La droite se retire, l’exécutif se replie
Le retour de Lecornu marque la fin d’une parenthèse : celle d’une coalition fragile avec la droite classique. L’expérience aura duré un an, sans fruits politiques notables.
Aujourd’hui, LR prend ses distances, l’UDI s’aligne et Horizons, le parti d’Édouard Philippe, temporise.
Résultat : Macron se retrouve seul avec ses centristes, obligé de composer avec un Parlement fragmenté et une opinion lassée.
À Matignon, l’ordre est donné : des passations « sobres », sans caméras ni foules, symbole d’austérité politique après des mois de turbulence. Lecornu veut marquer une rupture avec la comédie médiatique. Pas de communication tapageuse, mais une ligne claire : travailler vite, dans le silence, pour sauver le budget de la France.

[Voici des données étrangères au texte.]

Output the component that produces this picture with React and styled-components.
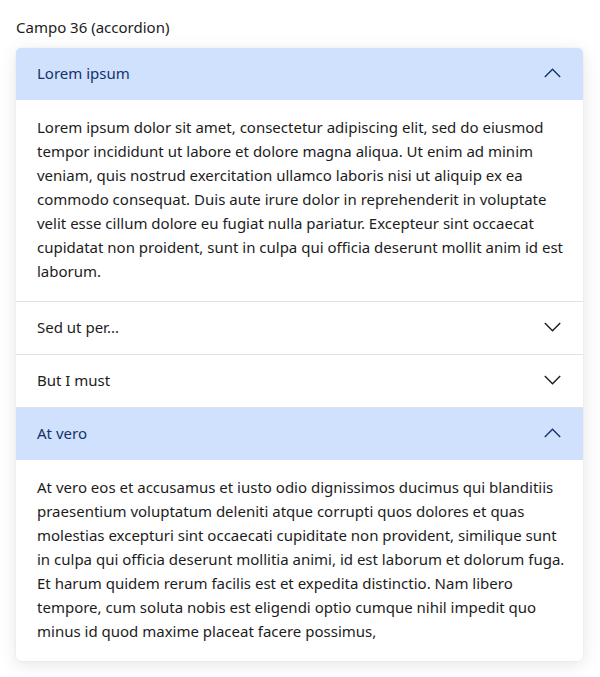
import React, { useState } from "react";
import styled, { createGlobalStyle } from "styled-components";

const GlobalStyle = createGlobalStyle`
  * { box-sizing: border-box; }
  body {
    margin: 0;
    background: #ffffff;
    font-family: "Noto Sans", "Open Sans", sans-serif;
    color: #1c1c1c;
  }
`;

const Page = styled.div`
  padding: 17px 17px 17px 16px;
`;

const Label = styled.div`
  font-size: 15px;
  line-height: 20px;
  color: #1c1c1c;
  margin-bottom: 11px;
`;

const Card = styled.div`
  border-radius: 5px;
  background: #fff;
  box-shadow: 0 4px 18px rgba(0, 0, 0, 0.1), 0 0 2px rgba(0, 0, 0, 0.08);
  overflow: hidden;
`;

const Item = styled.div`
  & + & {
    border-top: 1px solid #dfe3e8;
  }
`;

const Header = styled.button`
  display: flex;
  align-items: center;
  justify-content: space-between;
  width: 100%;
  height: 52px;
  padding: 0 22px 2px 21px;
  border: none;
  background: ${(p) => (p.$open ? "#cfe1fc" : "#ffffff")};
  color: ${(p) => (p.$open ? "#15326b" : "#1c1c1c")};
  font-family: inherit;
  font-size: 15px;
  text-align: left;
  cursor: pointer;
`;

const Body = styled.div`
  padding: 15px 12px 18px 21px;
  font-size: 15px;
  line-height: 24px;
  color: #1c1c1c;
`;

const Chevron = ({ up, color }) => (
  <svg width="17" height="10" viewBox="0 0 17 10" fill="none">
    <path
      d={up ? "M0.8 9 L8.5 1.3 L16.2 9" : "M0.8 1 L8.5 8.7 L16.2 1"}
      stroke={color}
      strokeWidth="1.4"
    />
  </svg>
);

const items = [
  {
    title: "Lorem ipsum",
    text:
      "Lorem ipsum dolor sit amet, consectetur adipiscing elit, sed do eiusmod tempor incididunt ut labore et dolore magna aliqua. Ut enim ad minim veniam, quis nostrud exercitation ullamco laboris nisi ut aliquip ex ea commodo consequat. Duis aute irure dolor in reprehenderit in voluptate velit esse cillum dolore eu fugiat nulla pariatur. Excepteur sint occaecat cupidatat non proident, sunt in culpa qui officia deserunt mollit anim id est laborum.",
  },
  { title: "Sed ut per...", text: "Sed ut perspiciatis unde omnis iste natus error sit voluptatem." },
  { title: "But I must", text: "But I must explain to you how all this mistaken idea was born." },
  {
    title: "At vero",
    text:
      "At vero eos et accusamus et iusto odio dignissimos ducimus qui blanditiis praesentium voluptatum deleniti atque corrupti quos dolores et quas molestias excepturi sint occaecati cupiditate non provident, similique sunt in culpa qui officia deserunt mollitia animi, id est laborum et dolorum fuga. Et harum quidem rerum facilis est et expedita distinctio. Nam libero tempore, cum soluta nobis est eligendi optio cumque nihil impedit quo minus id quod maxime placeat facere possimus,",
  },
];

const App = () => {
  const [open, setOpen] = useState([0, 3]);

  const toggle = (i) =>
    setOpen((o) => (o.includes(i) ? o.filter((x) => x !== i) : [...o, i]));

  return (
    <>
      <GlobalStyle />
      <Page>
        <Label>Campo 36 (accordion)</Label>
        <Card>
          {items.map((item, i) => {
            const isOpen = open.includes(i);
            return (
              <Item key={item.title}>
                <Header $open={isOpen} onClick={() => toggle(i)}>
                  {item.title}
                  <Chevron up={isOpen} color={isOpen ? "#15326b" : "#1c1c1c"} />
                </Header>
                {isOpen && <Body>{item.text}</Body>}
              </Item>
            );
          })}
        </Card>
      </Page>
    </>
  );
};

export default App;
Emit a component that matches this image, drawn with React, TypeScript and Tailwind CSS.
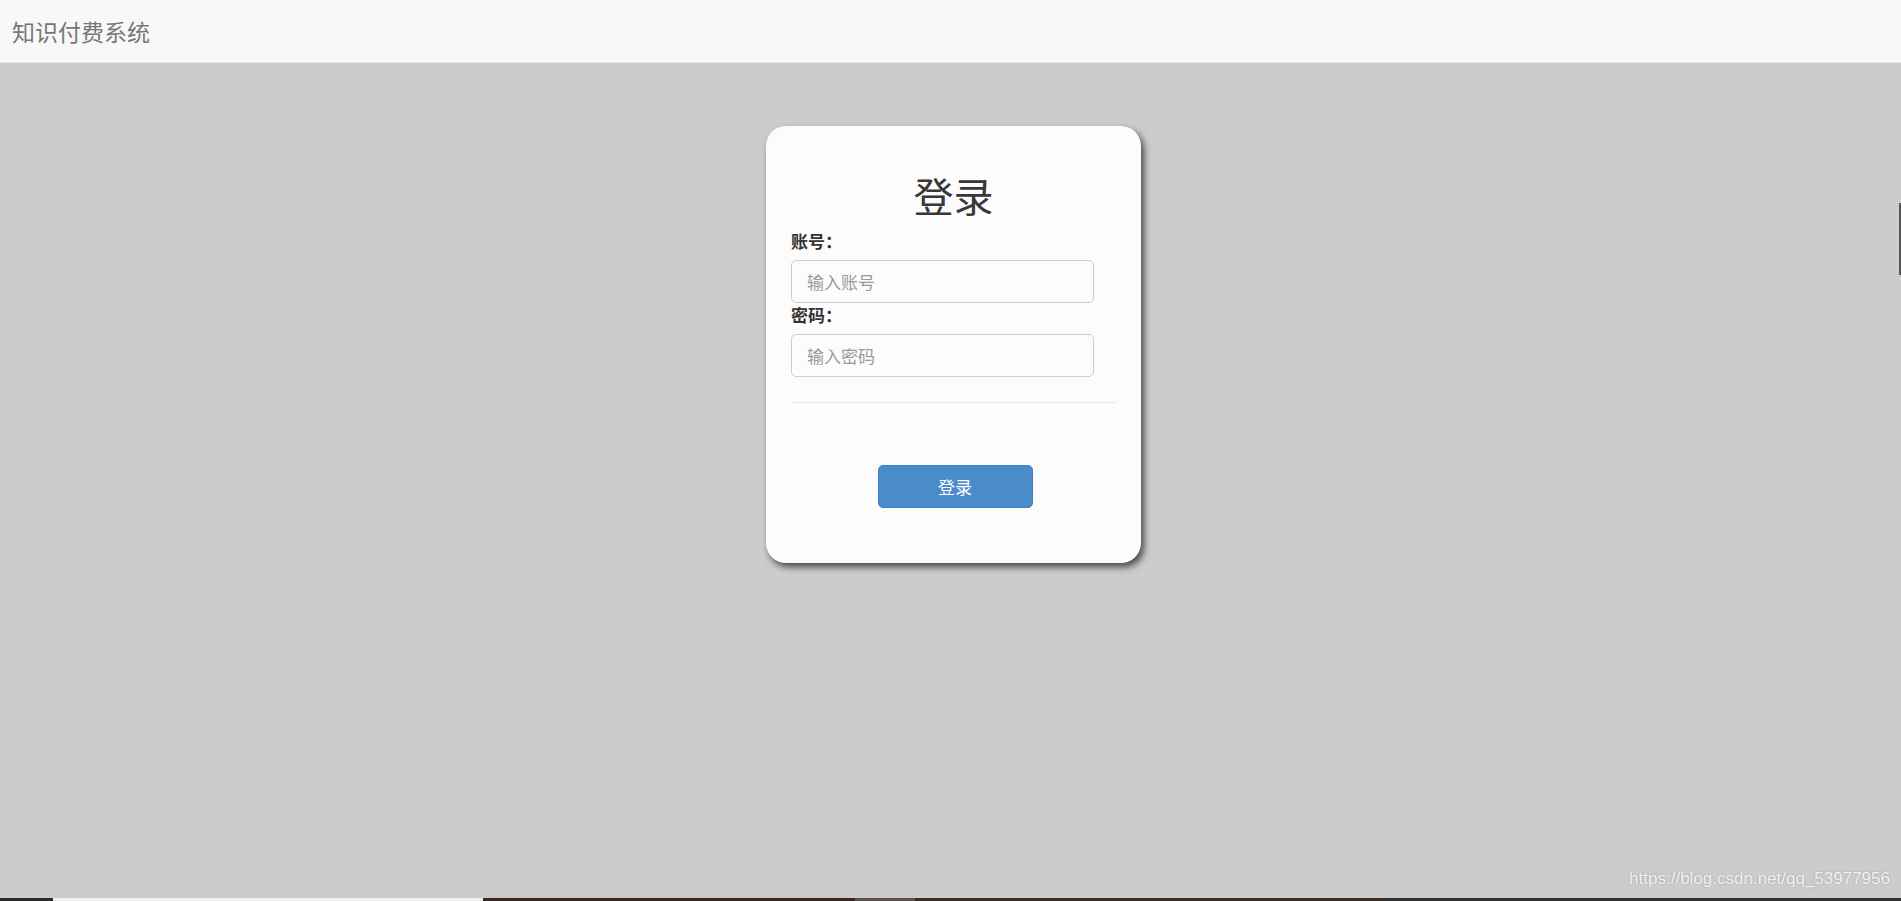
import React from "react";

const font = { fontFamily: '"Noto Sans CJK SC", "Noto Sans", sans-serif' };

export default function App() {
  return (
    <div className="relative flex h-[901px] w-full flex-col overflow-hidden text-[#333]" style={font}>
      {/* top navbar */}
      <div className="flex h-[63px] shrink-0 items-center border-b border-[#e7e7e7] bg-[#f8f8f8] pl-[12px]">
        <span className="text-[23px] leading-none text-[#777]">知识付费系统</span>
      </div>

      {/* page body */}
      <div className="flex-1 bg-[#cccccc] pt-[63px]">
        <div className="ml-[766px] w-[375px] rounded-[20px] bg-[#fcfcfc] px-[25px] pt-[45px] pb-[55px] shadow-[3px_4px_7px_rgba(0,0,0,0.65)]">
          <h1 className="text-center text-[40px] leading-[48px] font-normal text-[#383838]">登录</h1>

          <div className="mt-[10px]">
            <label className="block text-[17px] leading-[24px] font-bold">账号：</label>
            <input
              className="mt-[7px] block h-[43px] w-[303px] rounded-[5px] border border-[#cccccc] bg-[#fcfcfc] pl-[15px] text-[17px] outline-none placeholder:text-[#999]"
              placeholder="输入账号"
            />
            <label className="block text-[17px] leading-[24px] font-bold">密码：</label>
            <input
              type="password"
              className="mt-[7px] block h-[43px] w-[303px] rounded-[5px] border border-[#cccccc] bg-[#fcfcfc] pl-[15px] text-[17px] outline-none placeholder:text-[#999]"
              placeholder="输入密码"
            />
          </div>

          <div className="mt-[25px] border-t border-[#e8e8e8]" />

          <div className="mt-[62px] flex justify-center">
            <button className="ml-[3px] h-[43px] w-[155px] rounded-[5px] border border-[#3f80c0] bg-[#4a8cca] text-[17px] text-white">
              登录
            </button>
          </div>
        </div>
      </div>

      {/* bottom taskbar sliver */}
      <div className="flex h-[3px] shrink-0">
        <div className="w-[53px] bg-[#2a2a2a]" />
        <div className="w-[430px] bg-[#eeeeee]" />
        <div className="w-[372px] bg-[#3b2624]" />
        <div className="w-[60px] bg-[#5e4f4f]" />
        <div className="w-[468px] bg-[#3e2a26]" />
        <div className="flex-1 bg-[#333333]" />
      </div>

      {/* edge marker */}
      <div className="absolute top-[203px] right-0 h-[72px] w-[2px] bg-[#555]" />

      {/* watermark */}
      <div
        className="absolute right-[11px] bottom-[10px] text-[17px] text-[#f2f2f2] [text-shadow:0_0_2px_rgba(0,0,0,0.25)]"
        style={{ fontFamily: '"Liberation Sans", Arial, sans-serif' }}
      >
        https://blog.csdn.net/qq_53977956
      </div>
    </div>
  );
}
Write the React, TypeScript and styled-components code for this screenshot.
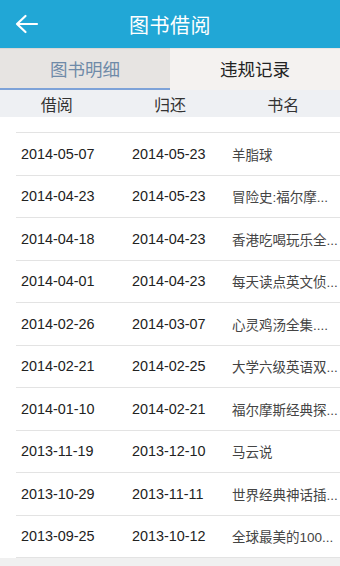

Le président, lui, n’a pas le temps d’attendre. Dès lundi, il doit s’envoler pour l’Égypte afin d’assister à la signature de l’accord entre Israël et le Hamas. Pendant ce temps, Lecornu reste à Paris pour être à la tête d’ un gouvernement de mission : un cabinet de transition, resserré, efficace — quitte à durer quelques semaines seulement.
Lecornu II : un gouvernement resserré pour un pays à bout de souffle
L’Élysée a publié, tard ce dimanche 12 octobre au soir, la liste du deuxième gouvernement Lecornu, à 22 heures à Paris (7 heures ce lundi 13 octobre à Nouméa). Un casting sans surprise, mais révélateur d’une stratégie : stabilité, discipline et ancrage républicain.
Le deuxième gouvernement de Sébastien Lecornu :
- M. Laurent NUNEZ, ministre de l’intérieur
- Mme Catherine VAUTRIN, ministre des armées et des anciens combattants
- M. Jean-Pierre FARANDOU, ministre du travail et des solidarités
- Mme Monique BARBUT, ministre de la transition écologique, de la biodiversité et des négociations internationales sur le climat et la nature
- M. Gérald DARMANIN, garde des sceaux, ministre de la justice
- M. Roland LESCURE, ministre de l’économie, des finances et de la souveraineté industrielle,énergétique et numérique
- M. Serge PAPIN, ministre des petites et moyennes entreprises, du commerce, de l’artisanat, du tourisme et du pouvoir d’achat
- Mme Annie GENEVARD, ministre de l’agriculture, de l’agro-alimentaire et de la souveraineté alimentaire
- M. Edouard GEFFRAY, ministre de l’éducation nationale
- M. Jean-Noël BARROT, ministre de l’Europe et des affaires étrangères
- Mme Rachida DATI, ministre de la culture
- Mme Stéphanie RIST, ministre de la santé, des familles, de l’autonomie et des personnes handicapées
- Mme Naïma MOUTCHOU, ministre des outre-mer
- Mme Françoise GATEL, ministre de l’aménagement du territoire et de la décentralisation
- Mme Amélie de MONTCHALIN, ministre de l’action et des comptes publics
- M. Philippe BAPTISTE, ministre de l’enseignement supérieur, de la recherche et de l’espace
- Mme Marina FERRARI, ministre des sports, de la jeunesse et de la vie associative
- M. Philippe TABAROT, ministre des transports
- M. Vincent JEANBRUN, ministre de la ville et du logement.
En somme, un gouvernement sans fioritures, aligné sur une ligne d’ordre, de continuité et de souveraineté. Les figures technos se font discrètes, les élus enracinés reprennent du poids. Lecornu compose un attelage pour gouverner, pas pour plaire.
Reste à savoir combien de temps cette équipe tiendra. Car le calendrier est implacable : le budget doit être présenté avant la fin du mois et voté avant le 31 décembre. En cas d’échec, c’est la dissolution ou le chaos budgétaire.